=== WHAT IS REQUIRED ===
Select the lines that contain "with" and copy each of them.

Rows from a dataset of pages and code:
* START *
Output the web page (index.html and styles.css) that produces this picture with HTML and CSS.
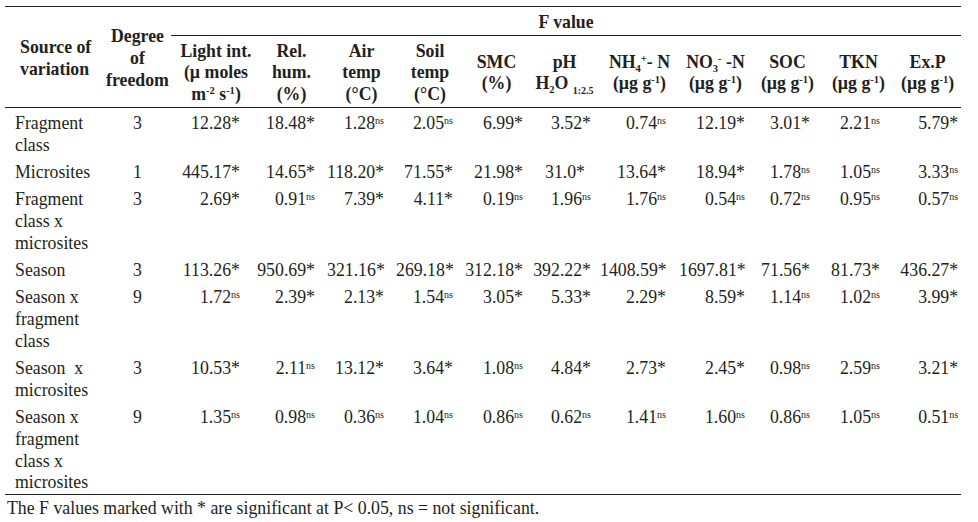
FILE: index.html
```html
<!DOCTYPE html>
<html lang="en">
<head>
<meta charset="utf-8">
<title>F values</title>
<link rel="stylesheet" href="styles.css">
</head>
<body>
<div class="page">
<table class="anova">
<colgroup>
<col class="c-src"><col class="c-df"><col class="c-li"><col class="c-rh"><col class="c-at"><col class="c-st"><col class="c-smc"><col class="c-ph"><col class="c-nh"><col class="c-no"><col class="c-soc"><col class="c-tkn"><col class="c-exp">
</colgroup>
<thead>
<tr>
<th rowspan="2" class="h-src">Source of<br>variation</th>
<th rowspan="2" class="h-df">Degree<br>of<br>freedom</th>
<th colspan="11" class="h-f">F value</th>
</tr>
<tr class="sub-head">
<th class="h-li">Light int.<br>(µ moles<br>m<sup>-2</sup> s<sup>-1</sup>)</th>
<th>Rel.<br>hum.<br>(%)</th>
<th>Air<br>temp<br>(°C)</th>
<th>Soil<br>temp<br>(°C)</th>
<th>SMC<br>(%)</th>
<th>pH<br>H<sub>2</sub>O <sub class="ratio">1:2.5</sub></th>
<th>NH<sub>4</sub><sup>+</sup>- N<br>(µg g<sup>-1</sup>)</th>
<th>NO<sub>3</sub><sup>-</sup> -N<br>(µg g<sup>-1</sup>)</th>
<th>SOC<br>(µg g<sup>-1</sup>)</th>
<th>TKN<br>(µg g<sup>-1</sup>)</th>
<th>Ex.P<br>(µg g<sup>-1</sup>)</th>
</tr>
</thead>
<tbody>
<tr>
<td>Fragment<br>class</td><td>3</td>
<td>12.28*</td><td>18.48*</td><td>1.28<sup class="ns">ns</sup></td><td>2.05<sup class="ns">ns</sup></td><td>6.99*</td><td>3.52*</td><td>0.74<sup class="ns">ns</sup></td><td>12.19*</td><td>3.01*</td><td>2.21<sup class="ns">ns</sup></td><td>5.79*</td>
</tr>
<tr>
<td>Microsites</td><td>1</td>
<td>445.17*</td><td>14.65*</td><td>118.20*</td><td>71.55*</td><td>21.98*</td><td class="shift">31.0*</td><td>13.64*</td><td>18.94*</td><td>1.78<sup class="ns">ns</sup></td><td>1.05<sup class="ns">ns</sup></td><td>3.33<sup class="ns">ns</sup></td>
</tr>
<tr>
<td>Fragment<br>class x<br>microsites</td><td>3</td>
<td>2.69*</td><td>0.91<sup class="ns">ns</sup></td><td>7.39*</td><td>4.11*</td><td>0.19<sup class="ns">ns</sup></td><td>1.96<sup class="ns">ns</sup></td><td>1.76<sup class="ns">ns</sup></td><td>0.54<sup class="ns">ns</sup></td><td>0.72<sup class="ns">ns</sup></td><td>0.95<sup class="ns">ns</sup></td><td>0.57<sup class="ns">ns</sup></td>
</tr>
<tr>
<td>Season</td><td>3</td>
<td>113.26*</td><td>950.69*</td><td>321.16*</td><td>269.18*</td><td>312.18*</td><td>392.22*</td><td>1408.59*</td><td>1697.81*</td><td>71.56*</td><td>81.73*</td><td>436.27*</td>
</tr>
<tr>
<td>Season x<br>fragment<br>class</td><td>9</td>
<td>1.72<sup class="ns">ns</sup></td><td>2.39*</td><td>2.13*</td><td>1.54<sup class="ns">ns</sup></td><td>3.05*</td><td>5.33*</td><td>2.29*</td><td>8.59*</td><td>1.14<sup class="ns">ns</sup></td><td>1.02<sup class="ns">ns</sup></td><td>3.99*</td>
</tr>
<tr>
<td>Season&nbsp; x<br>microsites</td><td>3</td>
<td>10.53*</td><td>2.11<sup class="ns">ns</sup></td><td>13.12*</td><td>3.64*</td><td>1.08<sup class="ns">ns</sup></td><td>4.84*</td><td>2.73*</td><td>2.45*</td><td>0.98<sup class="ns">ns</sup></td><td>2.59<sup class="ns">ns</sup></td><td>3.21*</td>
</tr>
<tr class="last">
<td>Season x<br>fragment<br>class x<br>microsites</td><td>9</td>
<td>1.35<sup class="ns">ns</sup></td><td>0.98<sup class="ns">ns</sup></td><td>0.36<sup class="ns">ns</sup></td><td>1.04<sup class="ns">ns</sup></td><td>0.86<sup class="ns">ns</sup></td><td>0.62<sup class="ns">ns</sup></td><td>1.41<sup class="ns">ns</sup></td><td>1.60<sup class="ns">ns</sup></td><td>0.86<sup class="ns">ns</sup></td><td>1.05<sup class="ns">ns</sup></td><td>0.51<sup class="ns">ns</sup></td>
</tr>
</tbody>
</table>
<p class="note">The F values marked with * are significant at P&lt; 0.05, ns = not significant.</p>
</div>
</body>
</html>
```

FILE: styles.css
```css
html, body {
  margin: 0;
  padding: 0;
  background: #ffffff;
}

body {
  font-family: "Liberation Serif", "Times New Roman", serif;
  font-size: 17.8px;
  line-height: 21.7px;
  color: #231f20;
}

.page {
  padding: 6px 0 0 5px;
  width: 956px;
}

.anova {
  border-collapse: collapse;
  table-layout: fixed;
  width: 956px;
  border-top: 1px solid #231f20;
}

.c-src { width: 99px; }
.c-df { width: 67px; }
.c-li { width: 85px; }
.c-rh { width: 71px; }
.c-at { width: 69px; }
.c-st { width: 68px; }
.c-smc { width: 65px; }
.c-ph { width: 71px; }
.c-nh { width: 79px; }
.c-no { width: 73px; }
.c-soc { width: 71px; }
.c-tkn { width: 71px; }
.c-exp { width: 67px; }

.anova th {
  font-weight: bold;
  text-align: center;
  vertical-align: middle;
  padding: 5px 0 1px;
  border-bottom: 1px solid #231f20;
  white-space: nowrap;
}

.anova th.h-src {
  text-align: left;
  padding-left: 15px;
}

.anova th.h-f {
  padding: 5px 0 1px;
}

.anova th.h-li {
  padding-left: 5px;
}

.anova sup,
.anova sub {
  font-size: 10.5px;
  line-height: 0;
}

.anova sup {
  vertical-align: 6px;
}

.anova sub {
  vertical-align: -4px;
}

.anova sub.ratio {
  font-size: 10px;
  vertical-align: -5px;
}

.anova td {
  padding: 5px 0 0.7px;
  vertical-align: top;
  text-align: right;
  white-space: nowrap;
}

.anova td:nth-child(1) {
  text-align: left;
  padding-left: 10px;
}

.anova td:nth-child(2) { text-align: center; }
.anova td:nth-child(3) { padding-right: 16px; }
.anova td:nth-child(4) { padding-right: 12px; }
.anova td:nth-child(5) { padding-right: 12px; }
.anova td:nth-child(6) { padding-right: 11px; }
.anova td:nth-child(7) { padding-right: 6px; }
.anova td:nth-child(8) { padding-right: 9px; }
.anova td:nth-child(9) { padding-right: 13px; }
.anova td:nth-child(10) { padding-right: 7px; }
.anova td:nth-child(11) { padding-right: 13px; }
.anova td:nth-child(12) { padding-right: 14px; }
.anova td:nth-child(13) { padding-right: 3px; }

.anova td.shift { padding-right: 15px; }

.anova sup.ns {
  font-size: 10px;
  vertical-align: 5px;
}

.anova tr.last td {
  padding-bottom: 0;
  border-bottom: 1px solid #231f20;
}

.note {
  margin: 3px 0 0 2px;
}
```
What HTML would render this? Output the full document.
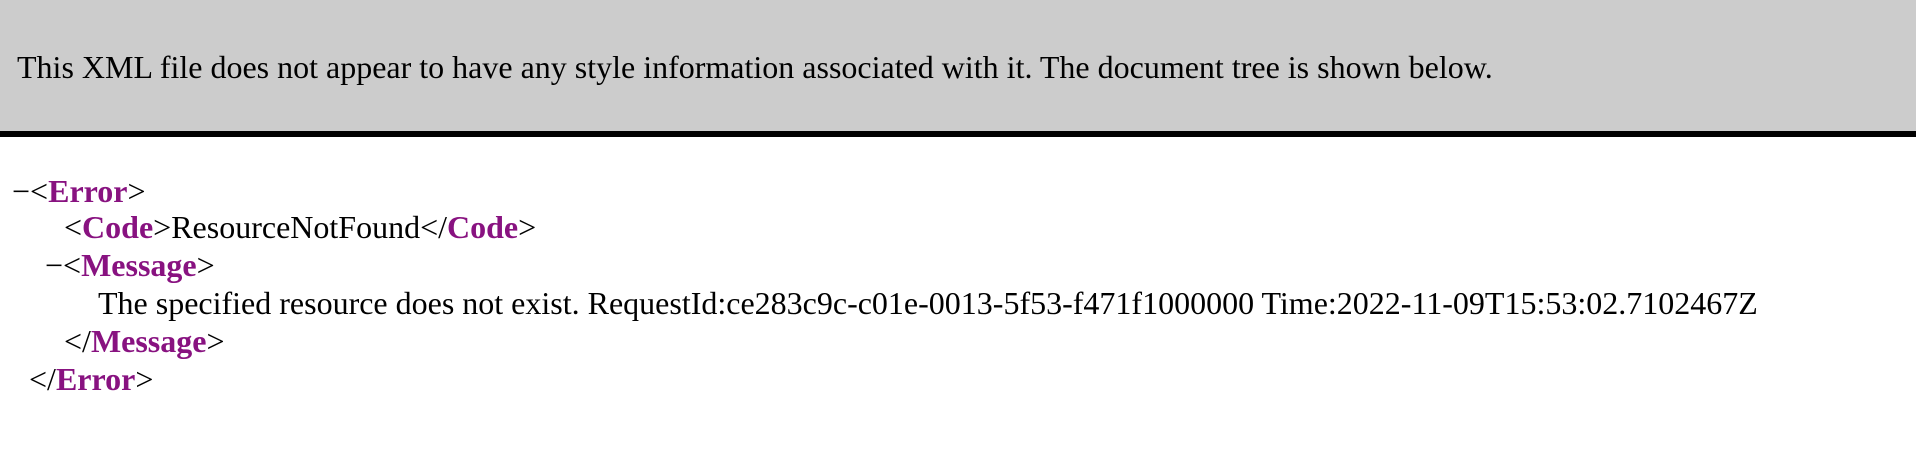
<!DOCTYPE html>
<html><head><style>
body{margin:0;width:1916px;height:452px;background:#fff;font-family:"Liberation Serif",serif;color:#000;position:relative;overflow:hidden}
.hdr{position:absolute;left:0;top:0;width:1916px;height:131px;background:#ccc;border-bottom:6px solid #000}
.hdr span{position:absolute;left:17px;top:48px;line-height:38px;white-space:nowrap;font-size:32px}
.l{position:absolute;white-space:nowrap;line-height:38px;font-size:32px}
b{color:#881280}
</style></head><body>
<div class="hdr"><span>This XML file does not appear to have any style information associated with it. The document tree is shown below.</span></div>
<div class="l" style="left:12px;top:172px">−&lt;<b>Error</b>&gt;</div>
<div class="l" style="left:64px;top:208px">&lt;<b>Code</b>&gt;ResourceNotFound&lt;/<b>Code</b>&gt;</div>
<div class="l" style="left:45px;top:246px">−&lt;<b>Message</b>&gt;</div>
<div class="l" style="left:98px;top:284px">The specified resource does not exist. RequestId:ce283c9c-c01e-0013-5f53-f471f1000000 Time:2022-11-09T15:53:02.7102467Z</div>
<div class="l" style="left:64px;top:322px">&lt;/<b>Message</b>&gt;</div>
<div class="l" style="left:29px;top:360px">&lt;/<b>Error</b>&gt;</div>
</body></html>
* END *
=== EXERCISE SOLUTION ===
Output the web page (index.html and styles.css) that produces this picture with HTML and CSS.
<p class="note">The F values marked with * are significant at P&lt; 0.05, ns = not significant.</p>
<div class="hdr"><span>This XML file does not appear to have any style information associated with it. The document tree is shown below.</span></div>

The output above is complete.